Barring a surprise star in the ranks, Democrats are not expected to field especially strong candidates in the next two years in preparation for 2020, and presumably, Donald Trump will be the GOP nominee for a second time, unless directly challenged by members of his own party. If they choose to join forces, their likely target would be the majority in each party that polls indicated dissatisfaction with their respective candidates.
While third-party candidates struggle for both funding and name recognition, these men have advantages most third-party candidates don’t. National profiles in each party, independent streaks, and media-friendly relationships and donor networks. And presumably, they carry less baggage or idiosyncrasies that the other “Governors squared” campaign with Johnson/Weld in 2016.
Governors tend to work well together, and share camraderie more than most partisan leaders, and these two governors are no exception.
Gov. Hickenlooper, a Democrat, has tended toward the centerline and his party, trying to carve out a reputation for working across the aisle. Gov. Kasich of course has been riding the middle line since his first days in the 2016 campaign, and stayed in until the last stretch of the Republican primary. He earned his stripes first years ago, however, not only accepting Obamacare expansion in his state, but traveling to other state capitals to lobby fellow Republicans to do the same.

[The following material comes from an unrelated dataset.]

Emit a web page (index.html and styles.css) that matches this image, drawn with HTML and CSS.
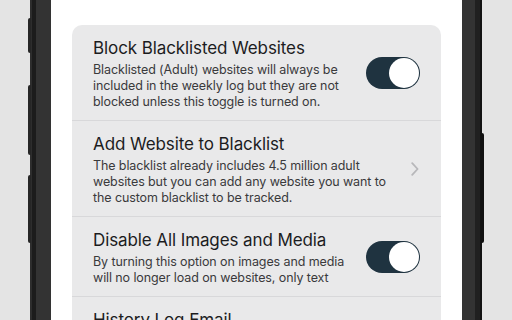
FILE: index.html
```html
<!DOCTYPE html>
<html lang="en">
<head>
<meta charset="utf-8">
<title>Settings</title>
<link rel="stylesheet" href="styles.css">
</head>
<body>
<div class="phone">
  <span class="side-btn side-btn--l1"></span>
  <span class="side-btn side-btn--l2"></span>
  <span class="side-btn side-btn--l3"></span>
  <span class="side-btn side-btn--r1"></span>
  <div class="screen">
    <div class="card">
      <div class="row row--toggle">
        <div class="row-text">
          <div class="row-title">Block Blacklisted Websites</div>
          <div class="row-sub">Blacklisted (Adult) websites will always be included in the weekly log but they are not blocked unless this toggle is turned on.</div>
        </div>
        <div class="toggle"><span class="knob"></span></div>
      </div>
      <div class="row row--link">
        <div class="row-text">
          <div class="row-title">Add Website to Blacklist</div>
          <div class="row-sub">The blacklist already includes 4.5 million adult websites but you can add any website you want to the custom blacklist to be tracked.</div>
        </div>
        <svg class="chevron" width="8" height="14" viewBox="0 0 8 14"><polyline points="1.2,1.2 6.6,7 1.2,12.8" fill="none" stroke="#b7b7ba" stroke-width="1.8" stroke-linecap="round" stroke-linejoin="round"/></svg>
      </div>
      <div class="row row--toggle">
        <div class="row-text">
          <div class="row-title">Disable All Images and Media</div>
          <div class="row-sub">By turning this option on images and media will no longer load on websites, only text</div>
        </div>
        <div class="toggle"><span class="knob"></span></div>
      </div>
      <div class="row">
        <div class="row-text">
          <div class="row-title">History Log Email</div>
        </div>
      </div>
    </div>
  </div>
</div>
</body>
</html>
```

FILE: styles.css
```css
html, body {
  margin: 0;
  padding: 0;
}
body {
  width: 512px;
  height: 320px;
  overflow: hidden;
  background: #e4e4e4;
  font-family: Inter, "Noto Sans", "Liberation Sans", sans-serif;
  color: #1c1c1e;
}
.phone {
  position: relative;
  margin-left: 30px;
  width: 452px;
  height: 320px;
  box-sizing: border-box;
  padding: 0 20px 0 21px;
  display: flex;
  background: linear-gradient(to right,
    #2d2d2d 0 2px,
    #1c1c1c 2px 6px,
    #333333 6px calc(100% - 7px),
    #202020 calc(100% - 7px) calc(100% - 2px),
    #121212 calc(100% - 2px) 100%);
}
.side-btn {
  position: absolute;
  width: 3px;
  background: #262626;
}
.side-btn--l1 { left: -2px; top: 18px; height: 35px; border-radius: 2px 0 0 2px; }
.side-btn--l2 { left: -2px; top: 85px; height: 70px; border-radius: 2px 0 0 2px; }
.side-btn--l3 { left: -2px; top: 175px; height: 68px; border-radius: 2px 0 0 2px; }
.side-btn--r1 { right: -2px; top: 133px; height: 110px; background: #111; border-radius: 0 2px 2px 0; }
.screen {
  flex: 1;
  background: #ffffff;
  padding: 25px 21px 0;
  overflow: hidden;
}
.card {
  background: #e9e9ea;
  border-radius: 10px 10px 0 0;
}
.row {
  display: flex;
  align-items: center;
  gap: 16px;
  padding: 12px 21px 10.5px 21px;
  border-bottom: 1px solid #d8d8da;
}
.row:last-child {
  border-bottom: none;
}
.row--link {
  gap: 17px;
  padding-right: 22px;
}
.row-text {
  flex: 1;
  min-width: 0;
}
.row-title {
  font-size: 17px;
  line-height: 22px;
  letter-spacing: -0.1px;
  color: #1c1c1e;
  margin-bottom: 2.5px;
}
.row-sub {
  font-size: 12.5px;
  line-height: 16px;
  letter-spacing: -0.1px;
  color: #3a3a3c;
}
.toggle {
  position: relative;
  flex: none;
  width: 54px;
  height: 32px;
  border-radius: 16px;
  background: #1f3340;
}
.knob {
  position: absolute;
  top: 1px;
  right: 1px;
  width: 30px;
  height: 30px;
  border-radius: 50%;
  background: #ffffff;
}
.chevron {
  flex: none;
  display: block;
}
```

Some believed that his continued presence helped to split the non-trump crowd in the primaries – roughly 60% until the end – especially toward the end, when it was mathematically impossible for him to win, and Senator Cruz still had a chance to capture remaining delegates.
National Review’s Matthew Continetti observed at the time, “The Ohio governor has won a single state: his own. He has 143 delegates. That puts him fourth in the count behind Donald Trump, Ted Cruz, and Marco Rubio — who is no longer a candidate. To win the nomination on the first ballot of the Republican convention, Kasich would have to win 138 percent of the remaining delegates. This is impossible. Even a politician should be able to do that math.”
Now, it appears that winning the nomination may not have been his end game.